O Scenie Kameralnej marzył od 1945 roku założyciel i długoletni dyrektor Teatru Polskiego Arnold Szyfman. Wtedy się nie udało ze względu na problemy z rozbudową teatru, potem na drodze stanęły zmiany polityczne. Przez wiele lat Teatr Polski wynajmował Scenę Kameralną przy ulicy Foksal, która zakończyła działalność w 2001 roku. Teraz wreszcie, na działce przy ulicy Oboźnej i Sewerynów, do której prawa nabył Polski, udało się doprowadzić do zbudowania własnej Sceny Kameralnej.
„Szewcy” Witkiewicza według znawcy twórczości Witkacego Jana Błońskiego to „obraz końca ludzkości, namalowany przez człowieka najgłębiej zrozpaczonego i nienawidzącego wszystkiego i wszystkich. Ale właśnie ta nienawiść i rozpacz nadaje sztuce przenikliwość i piekielne piętno absolutnej szczerości”.
Późne dzieło autora „Pożegnania jesieni” czy „Narkotyki. Niemyte dusze” można traktować jako pewnego rodzaju sumę jego katastrofizmu i wykładnię poglądów historiozoficznych. Historia jest tu ukazana na pierwszym miejscu jako bezwzględny mechanizm, który miażdży bohaterów usiłujących przez rewolucję narzucić nowy porządek rozpadającemu się światu.

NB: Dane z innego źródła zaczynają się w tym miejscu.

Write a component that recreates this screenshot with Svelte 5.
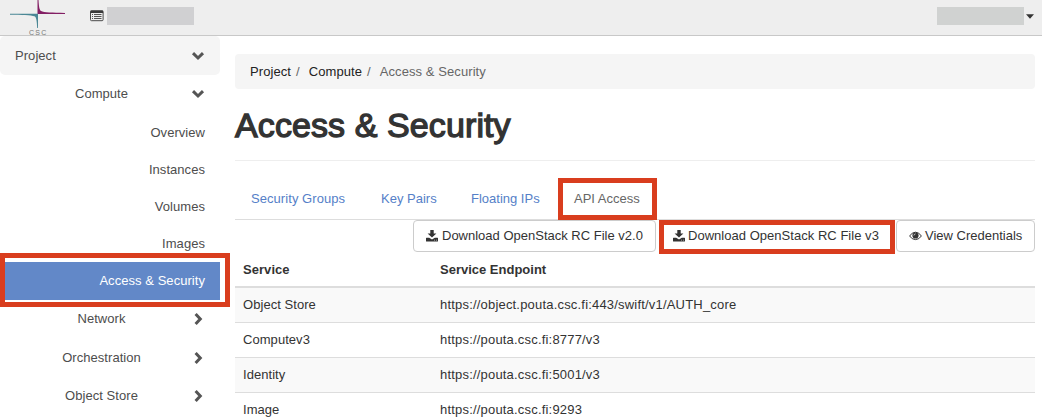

Do tej „naukowej sztuki ze śpiewkami”, jak sam określił ją Witkacy, muzykę stworzyła jedna z najciekawszych kompozytorek i wokalistek młodego pokolenia – Agata Zubel. W roli Sajetana Tempego na scenie Teatru Polskiego zobaczymy Olgierda Łukaszewicza.

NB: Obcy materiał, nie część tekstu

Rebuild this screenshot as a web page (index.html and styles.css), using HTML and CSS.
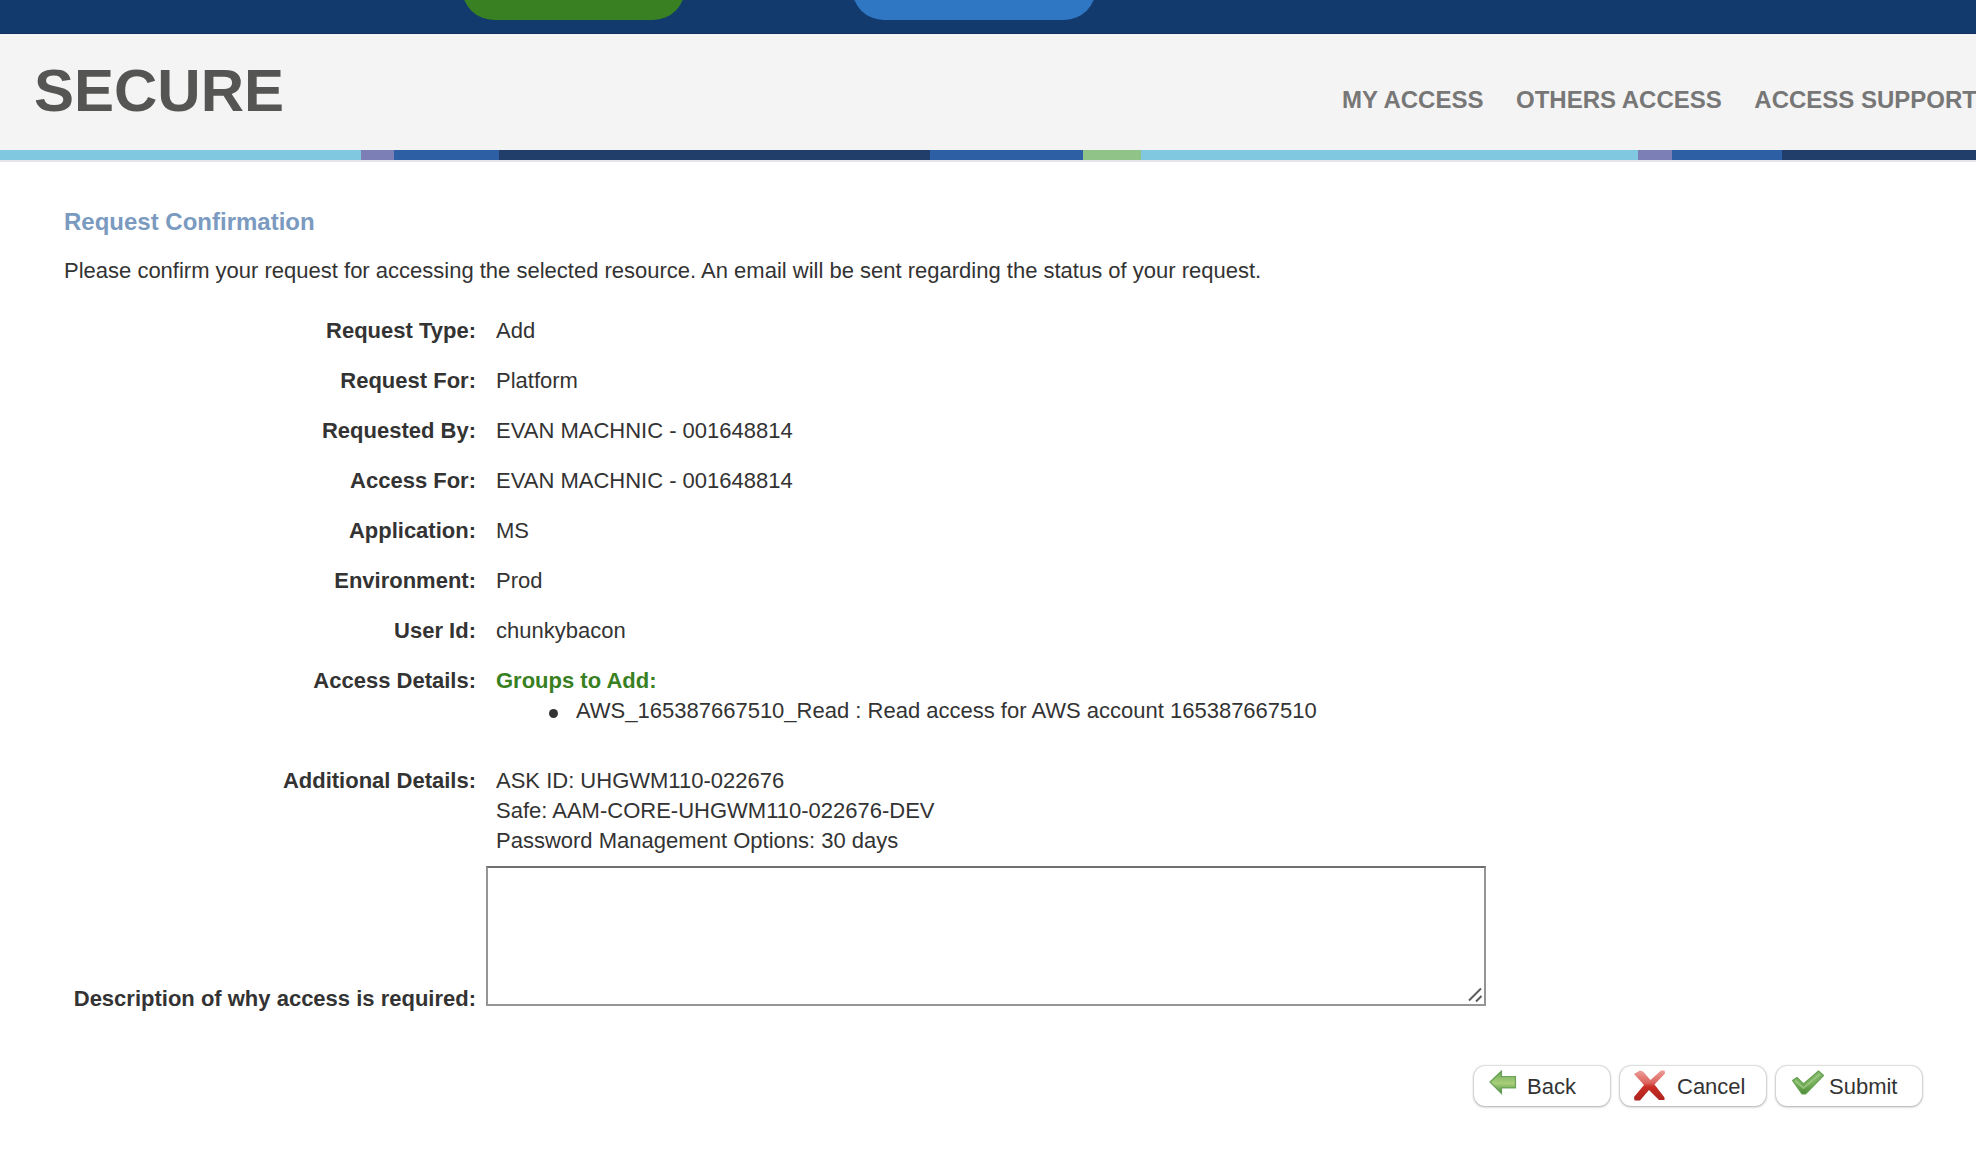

Kolejne planowane premiery na Scenie Kameralnej widzowie obejrzą jeszcze w listopadzie. A będzie to „Kraina Kłamczuchów” autorstwa i w reżyserii Macieja Wojtyszki oraz adaptacja „Dżumy” Alberta Camusa przygotowana przez młodą reżyserkę Martę Ogrodzińską, która w Teatrze Polskim wystawiła wcześniej spektakl „Dulscy z o.o.”.